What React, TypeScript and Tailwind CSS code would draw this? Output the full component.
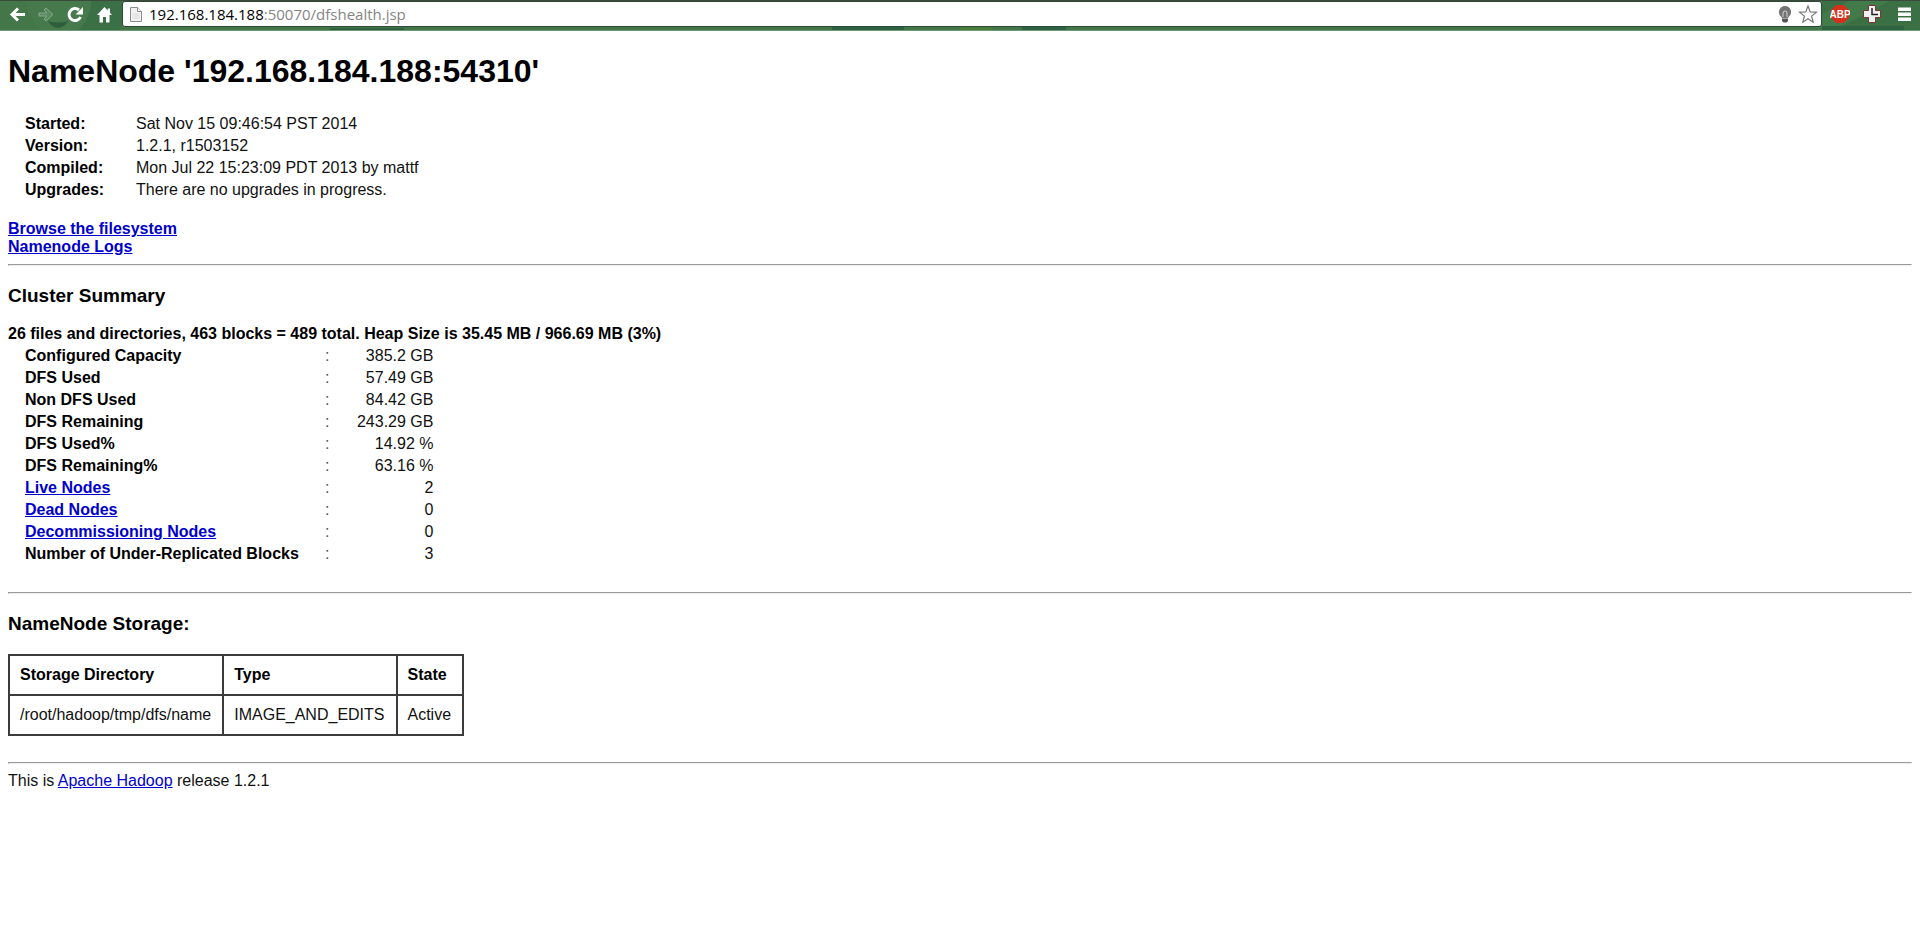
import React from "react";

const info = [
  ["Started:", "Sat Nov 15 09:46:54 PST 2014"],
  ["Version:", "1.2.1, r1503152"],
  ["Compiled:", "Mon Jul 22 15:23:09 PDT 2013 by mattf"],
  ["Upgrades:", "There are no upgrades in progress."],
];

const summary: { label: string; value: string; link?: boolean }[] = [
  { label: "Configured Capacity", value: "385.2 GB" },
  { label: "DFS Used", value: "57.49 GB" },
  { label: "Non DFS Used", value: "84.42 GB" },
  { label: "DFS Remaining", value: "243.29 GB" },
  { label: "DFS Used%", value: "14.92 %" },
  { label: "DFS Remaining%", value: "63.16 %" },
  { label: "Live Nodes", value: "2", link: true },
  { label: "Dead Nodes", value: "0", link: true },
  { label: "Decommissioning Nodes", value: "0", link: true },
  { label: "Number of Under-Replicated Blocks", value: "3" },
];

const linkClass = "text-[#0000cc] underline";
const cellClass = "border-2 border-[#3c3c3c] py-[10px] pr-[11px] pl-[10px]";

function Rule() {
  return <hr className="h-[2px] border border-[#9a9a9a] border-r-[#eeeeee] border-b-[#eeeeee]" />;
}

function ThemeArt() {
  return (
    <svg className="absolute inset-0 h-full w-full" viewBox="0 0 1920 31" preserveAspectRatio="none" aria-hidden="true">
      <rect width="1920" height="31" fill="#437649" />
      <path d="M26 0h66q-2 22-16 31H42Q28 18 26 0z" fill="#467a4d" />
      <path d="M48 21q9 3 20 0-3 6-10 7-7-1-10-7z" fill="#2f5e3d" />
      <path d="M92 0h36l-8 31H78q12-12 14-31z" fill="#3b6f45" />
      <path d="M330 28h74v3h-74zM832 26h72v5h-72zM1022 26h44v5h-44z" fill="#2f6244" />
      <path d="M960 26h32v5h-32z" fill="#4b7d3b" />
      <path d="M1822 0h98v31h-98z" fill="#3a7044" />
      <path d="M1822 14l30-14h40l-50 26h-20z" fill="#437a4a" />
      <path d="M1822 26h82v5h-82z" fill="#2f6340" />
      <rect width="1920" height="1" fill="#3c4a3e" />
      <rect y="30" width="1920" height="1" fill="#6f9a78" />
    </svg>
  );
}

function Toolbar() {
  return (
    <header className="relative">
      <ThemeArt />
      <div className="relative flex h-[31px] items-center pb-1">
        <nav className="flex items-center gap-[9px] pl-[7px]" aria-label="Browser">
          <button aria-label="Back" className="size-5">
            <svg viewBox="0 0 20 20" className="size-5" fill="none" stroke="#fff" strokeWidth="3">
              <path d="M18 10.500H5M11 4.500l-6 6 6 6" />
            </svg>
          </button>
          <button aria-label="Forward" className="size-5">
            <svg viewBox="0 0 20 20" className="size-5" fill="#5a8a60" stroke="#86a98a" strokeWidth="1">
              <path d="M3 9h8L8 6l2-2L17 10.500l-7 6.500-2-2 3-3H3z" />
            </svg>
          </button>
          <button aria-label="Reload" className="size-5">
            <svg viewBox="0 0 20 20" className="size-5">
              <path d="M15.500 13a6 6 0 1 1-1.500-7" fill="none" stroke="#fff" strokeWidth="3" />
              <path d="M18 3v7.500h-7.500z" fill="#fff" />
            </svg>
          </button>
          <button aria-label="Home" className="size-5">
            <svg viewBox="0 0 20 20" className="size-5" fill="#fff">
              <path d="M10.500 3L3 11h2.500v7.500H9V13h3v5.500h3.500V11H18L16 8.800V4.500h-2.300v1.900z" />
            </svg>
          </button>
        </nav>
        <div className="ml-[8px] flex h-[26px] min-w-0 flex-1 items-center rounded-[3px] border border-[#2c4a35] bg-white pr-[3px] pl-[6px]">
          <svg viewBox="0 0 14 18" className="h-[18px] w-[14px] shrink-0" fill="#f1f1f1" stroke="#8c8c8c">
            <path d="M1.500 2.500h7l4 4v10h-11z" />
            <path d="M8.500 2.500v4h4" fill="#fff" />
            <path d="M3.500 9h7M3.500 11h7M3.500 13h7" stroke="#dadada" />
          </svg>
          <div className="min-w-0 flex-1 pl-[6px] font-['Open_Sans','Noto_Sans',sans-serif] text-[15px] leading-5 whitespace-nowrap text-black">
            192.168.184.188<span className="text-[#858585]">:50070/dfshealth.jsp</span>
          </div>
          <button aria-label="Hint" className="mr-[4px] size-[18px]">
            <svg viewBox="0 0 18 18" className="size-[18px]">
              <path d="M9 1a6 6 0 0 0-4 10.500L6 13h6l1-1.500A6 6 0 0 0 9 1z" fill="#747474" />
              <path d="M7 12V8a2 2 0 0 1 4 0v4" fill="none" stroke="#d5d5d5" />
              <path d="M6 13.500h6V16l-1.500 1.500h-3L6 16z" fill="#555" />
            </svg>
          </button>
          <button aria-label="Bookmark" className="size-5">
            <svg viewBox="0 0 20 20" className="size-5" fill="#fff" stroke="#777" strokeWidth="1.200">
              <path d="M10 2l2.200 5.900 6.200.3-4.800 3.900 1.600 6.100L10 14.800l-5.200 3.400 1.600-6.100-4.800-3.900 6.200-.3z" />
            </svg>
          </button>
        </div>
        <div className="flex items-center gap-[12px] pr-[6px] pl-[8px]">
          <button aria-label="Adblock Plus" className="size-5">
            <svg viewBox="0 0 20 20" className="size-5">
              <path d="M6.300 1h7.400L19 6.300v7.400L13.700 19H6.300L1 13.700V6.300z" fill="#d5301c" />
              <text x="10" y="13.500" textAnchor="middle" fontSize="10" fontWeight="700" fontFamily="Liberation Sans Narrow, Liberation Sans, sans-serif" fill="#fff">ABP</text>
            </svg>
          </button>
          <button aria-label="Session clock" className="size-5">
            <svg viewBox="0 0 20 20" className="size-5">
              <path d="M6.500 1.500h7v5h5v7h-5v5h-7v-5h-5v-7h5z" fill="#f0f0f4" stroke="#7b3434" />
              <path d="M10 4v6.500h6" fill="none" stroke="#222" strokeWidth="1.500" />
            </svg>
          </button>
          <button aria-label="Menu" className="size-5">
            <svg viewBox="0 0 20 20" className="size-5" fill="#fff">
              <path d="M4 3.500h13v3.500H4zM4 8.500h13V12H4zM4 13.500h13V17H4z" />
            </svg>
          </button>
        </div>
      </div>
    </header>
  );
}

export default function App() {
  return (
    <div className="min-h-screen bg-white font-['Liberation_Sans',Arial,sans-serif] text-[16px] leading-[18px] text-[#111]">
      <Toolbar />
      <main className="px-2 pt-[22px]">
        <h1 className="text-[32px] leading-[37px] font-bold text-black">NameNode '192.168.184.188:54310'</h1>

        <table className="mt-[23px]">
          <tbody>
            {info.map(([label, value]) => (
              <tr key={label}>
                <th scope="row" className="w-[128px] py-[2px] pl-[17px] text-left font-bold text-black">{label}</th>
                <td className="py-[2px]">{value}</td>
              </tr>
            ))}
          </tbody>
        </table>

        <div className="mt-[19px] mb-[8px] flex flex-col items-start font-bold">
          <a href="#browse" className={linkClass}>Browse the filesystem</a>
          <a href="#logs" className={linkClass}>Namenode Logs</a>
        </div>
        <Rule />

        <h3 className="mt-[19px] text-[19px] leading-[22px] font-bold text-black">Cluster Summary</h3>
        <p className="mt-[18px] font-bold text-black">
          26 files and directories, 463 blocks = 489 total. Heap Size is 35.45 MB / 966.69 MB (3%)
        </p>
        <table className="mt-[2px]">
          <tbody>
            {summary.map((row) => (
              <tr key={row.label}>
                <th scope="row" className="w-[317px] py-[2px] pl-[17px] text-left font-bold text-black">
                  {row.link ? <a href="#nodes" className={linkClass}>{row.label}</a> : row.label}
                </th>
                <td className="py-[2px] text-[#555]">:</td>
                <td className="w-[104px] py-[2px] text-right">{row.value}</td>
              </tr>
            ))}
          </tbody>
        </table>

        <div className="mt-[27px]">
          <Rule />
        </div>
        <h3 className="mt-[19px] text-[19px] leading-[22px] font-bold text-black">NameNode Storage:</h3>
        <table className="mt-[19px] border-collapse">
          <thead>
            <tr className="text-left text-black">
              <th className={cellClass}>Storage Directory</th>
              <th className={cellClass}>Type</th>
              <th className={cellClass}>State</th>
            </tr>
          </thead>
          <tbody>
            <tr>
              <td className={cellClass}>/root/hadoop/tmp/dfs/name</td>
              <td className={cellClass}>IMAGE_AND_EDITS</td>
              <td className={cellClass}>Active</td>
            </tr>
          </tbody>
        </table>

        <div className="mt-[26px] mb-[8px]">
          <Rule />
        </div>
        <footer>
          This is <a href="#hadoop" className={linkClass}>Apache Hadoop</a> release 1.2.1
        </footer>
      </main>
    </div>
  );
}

────────────────────

Write out every line of the preceding listing that contains "React".

**Response to this exercise**
What React, TypeScript and Tailwind CSS code would draw this? Output the full component.
import React from "react";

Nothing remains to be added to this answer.